Among these is to persuade persuade Berlin to take back all those high-cost civil servants employed at DT, much as France Telecom has managed to do with Paris – and agree another 25,000-30,000 job cuts in the next four years as the company embraces an internet-based network.

With elections next year, let alone the gloomy economic outlook, life can only get more complicated for these three. So much so that they may be tempted to recall a remark by one of Jerome’s characters: “I don’t understand German myself.

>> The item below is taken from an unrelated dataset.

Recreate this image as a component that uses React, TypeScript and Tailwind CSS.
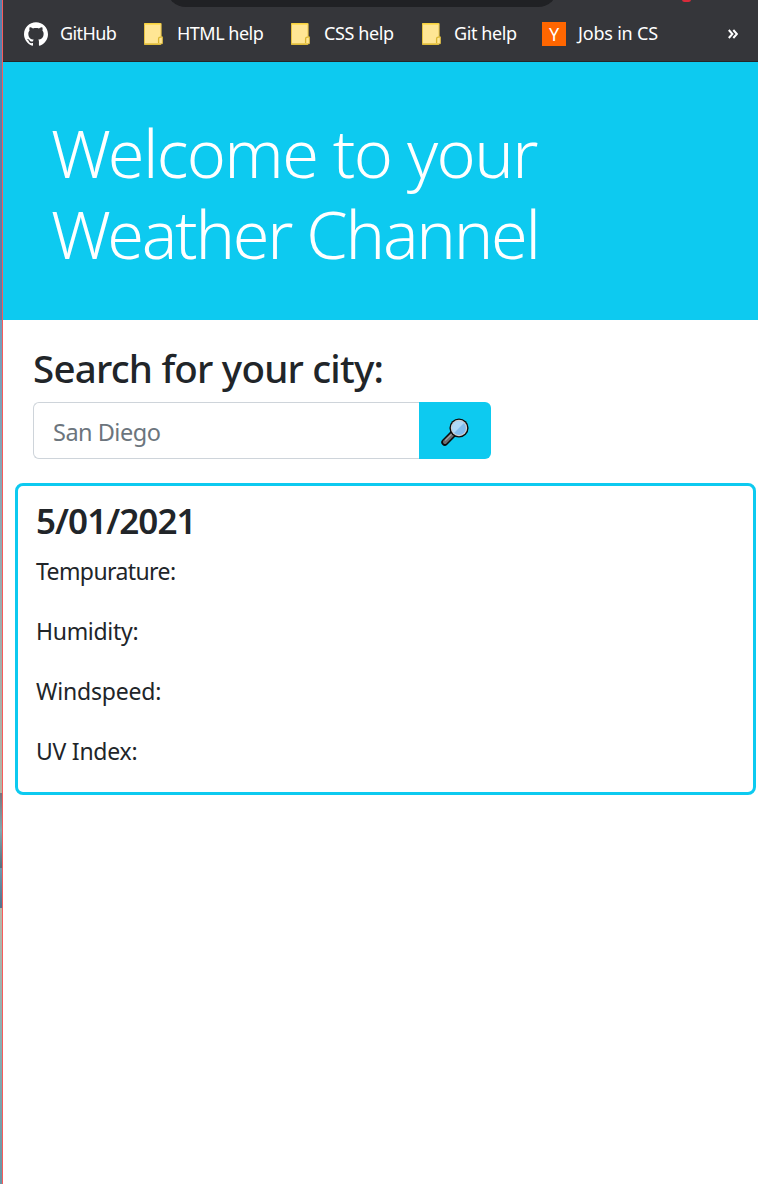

“I learnt it at school, but forgot every word of it two years after I had left, and have felt much better ever since.”

Fasten your seat belts

It is that time of year when the world’s two big civil aircraft manufacturers, Boeing and Airbus, seek to upstage each other with statistics of how many new aircraft orders they have booked and how many airliners they have delivered the previous year.

Since they both command roughly 50 per cent of the market, the numbers competition is pretty meaningless. Boeing last year booked more net orders than Airbus, 1,413 versus 1,341, but Airbus booked more gross orders, 1,458 versus 1,423. As for deliveries, Airbus did better than the US group with 453 deliveries last year compared with 441.

What these numbers say is that airlines have continued to order a surprisingly high level of new aircraft. The question is: have they once again ordered more aircraft than they can chew? If so, fasten your seat belts. The cycle will turn and the bubble will soon burst in the sector.